As we start 2012, we want to highlight two major, new features.

  1. Discovery Tag: Our on-demand indexing engine allows you to automatically add content to your search index. You may make use of our on-demand indexing by placing our Discovery Tag (available on the Get Code page in the Admin Center) on your web pages.
  2. Themes for results pages: Our new and improved theme-based results pages help you create a customized look and feel "out of the box." You may view the themes by adding a new site in our admin center. We're also in the process of migrating all customers into this new user interface.

Below are the details for January and, as a reminder, we divide our work into three categories.

  1. Features: Things you actually notice.
  2. Chores: Back-end improvements that you don't notice.
  3. Fixes: Fixes to any code issues that may arise.

Features for Searchers

  • Searchers get better PDF result coverage in results.
  • Searchers only see indexed documents that belong to the site's domain collection.
  • Searchers see MedlinePlus (health topics) and Enhanced Agency GovBoxes, when customers opt to display them via the admin center.
  • Searchers see nicer paging.
  • Searchers don't see Indexed Document GovBox.
  • Searchers can see all Indexed Document results.
  • Searchers on template-based results pages see a nice, matching shaded header with rounded corners.
  • Mobile searchers see colors from selected theme.
  • Searchers see square fade on related searches and other modules.
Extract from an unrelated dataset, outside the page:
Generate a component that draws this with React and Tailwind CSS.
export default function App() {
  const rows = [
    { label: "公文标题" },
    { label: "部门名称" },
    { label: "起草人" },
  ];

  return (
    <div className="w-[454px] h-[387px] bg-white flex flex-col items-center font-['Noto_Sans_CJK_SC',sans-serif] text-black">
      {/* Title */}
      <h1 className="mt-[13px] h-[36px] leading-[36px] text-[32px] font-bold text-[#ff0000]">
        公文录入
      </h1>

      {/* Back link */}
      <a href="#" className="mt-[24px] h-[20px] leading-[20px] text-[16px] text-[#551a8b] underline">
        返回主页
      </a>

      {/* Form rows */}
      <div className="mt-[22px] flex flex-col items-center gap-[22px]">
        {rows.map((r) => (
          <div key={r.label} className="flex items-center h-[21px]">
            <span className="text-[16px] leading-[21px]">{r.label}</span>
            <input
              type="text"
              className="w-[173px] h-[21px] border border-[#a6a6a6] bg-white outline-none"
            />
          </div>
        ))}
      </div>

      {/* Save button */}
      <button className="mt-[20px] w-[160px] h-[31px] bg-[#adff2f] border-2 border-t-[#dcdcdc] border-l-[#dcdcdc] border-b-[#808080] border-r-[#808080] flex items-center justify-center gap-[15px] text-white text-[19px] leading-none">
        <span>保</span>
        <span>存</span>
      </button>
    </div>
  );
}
Features for Agency Customers

  • Customers see new Domains page.
  • Customers have an easy way to pass multiple parameters.
  • By default, customers have a useful header on results pages during signup.
  • Customers may point at a dynamic sitemap generator for hosted sitemaps.
  • Customers may set up sites with keyword filtered results.
  • Customers see an updated left nav in the admin center.

Chores

  • Migrated USA.gov's "enhanced results" Agency and MedlinePlus to GovBoxes.
  • Refactored search classes.
  • Removed website URL from the Add New Site wizard.
  • Shortened unique index for type-ahead suggestions.
  • Upgraded Solr from 1.4 to 3.5.
  • Changed timestamp indexing for Solr to use a trie on NewsItem model.
  • Modified stopword analysis to include Solr CommonGrams filtering.

Bug Fixes

  • Fixed Spanish translations for indexed documents.
  • Fixed display error when search results contain Bing matches and indexed documents.
  • Fixed error received by customers when migrating to themes.
  • Fixed RSS feed readers to handle 503 errors more gracefully.
  • Disabled ActiveRecord observers during database migrations.
  • Removed rule to allow customers to add top level domains (e.g., .gov and .mil) as site domains.
  • Fixed parsing of PDF files.
  • Fixed tests around Bing result counts.
  • Preserved newlines on virtual header/footer/css fields when updated via admin center.
  • Fixed doctype for nested PDF documents.
  • Fixed various problems around discovery of embedded PDFs.
  • Created error page for searchers when the search per-page query parameter is set to blank.
  • Fixed issue where hosted sitemaps still existed for domains with no indexed documents.
  • Weeded out indexed documents for anything that doesn't work with URI.parse() method.
  • Handled race condition where duplicate id/content hash pair gets past Rails but is caught in MySQL.
  • Handled race condition where an IndexedDocument can't be updated because another one was created.
  • Removed assumption that pages are PDF because the URL ends in ".pdf."
  • Selected "Everything" on results page by default.
  • Removed body field from the CSV download of IndexedDocument URLs
  • Fixed infinite loop in PDF discovery and indexing.
  • Verified IndexedDocument URL length is <= 2000 rather than accepting it and silently truncating it.
  • Used document body for documents with a blank meta description tag.